Let's plot the results

In [None]:
# plot results
import math
from utils import display_image


# reshape y
n_channels = 3
n_pixel_per_channel = y.shape[0] // n_channels
hight = width = int(math.sqrt(n_pixel_per_channel))

y_reshaped = y.reshape(n_channels, hight, width)

# init figure
fig, axes = plt.subplots(1, 3)

images = (x_origin, y_reshaped, reconstruction[0])
titles = ("original", "degraded", "reconstruction")

# display figures
for ax, img, title in zip(axes, images,titles):
    display_image(img, ax)
    ax.set_title(title)

fig.tight_layout()

In [None]:
from evaluation.perception import LPIPS

lpips =  LPIPS()
print(f"lpips: {lpips.score(reconstruction.clamp(-1, 1), x_origin)}")

# Efficiency

Here we measure the run time of the algorithm and the memory consumption.
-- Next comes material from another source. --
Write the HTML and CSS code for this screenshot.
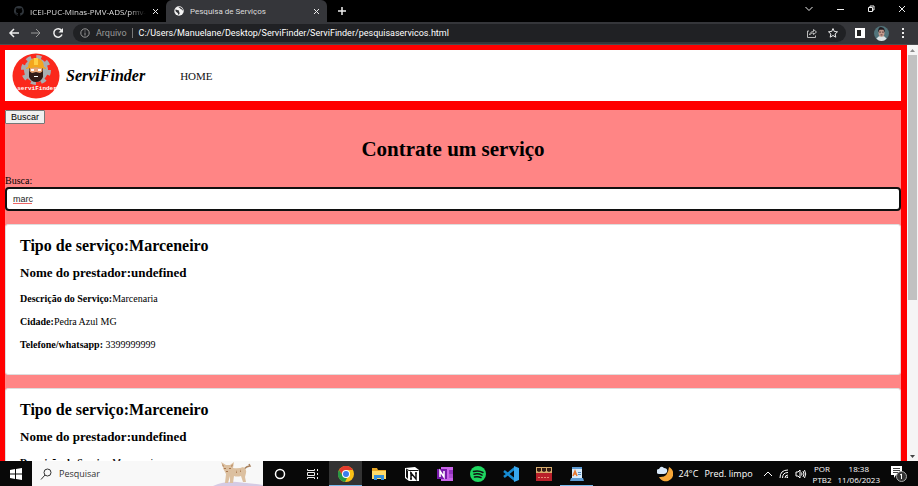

We count time that is need for the algorithm to solve a problem.
Let's look on the previous example.

In [None]:
import time, torch

from utils import load_epsilon_net, load_image
from utils import load_epsilon_net
from sampling.dps import dps

device = "cuda:0"
n_steps = 300
torch.set_default_device(device)


# load the image
img_path = "./material/celebahq_img/00010.jpg"
x_origin = load_image(img_path, device)


# load the degradation operator
path_operator = f"./material/degradation_operators/sr16.pt"
degradation_operator = torch.load(path_operator, map_location=device)

# apply degradation operator
y = degradation_operator.H(x_origin[None])
y = y.squeeze(0)

# add noise
sigma = 0.01
y = y + sigma * torch.randn_like(y)

# define inverse problem
inverse_problem = (y, degradation_operator, sigma)

# load model
eps_net = load_epsilon_net("celebahq", n_steps, device)

# solve problem
initial_noise = torch.randn((1, 3, 256, 256), device=device)

start_time = time.perf_counter()
reconstruction = dps(initial_noise, inverse_problem, eps_net)
finish_time = time.perf_counter()

print(f"Elapsed time: {finish_time -start_time:.5f}")

As it is difficult to get the memory consumption of the algorithm, we will deduce it by monitoring the output of ``nvidia-smi -l`` command.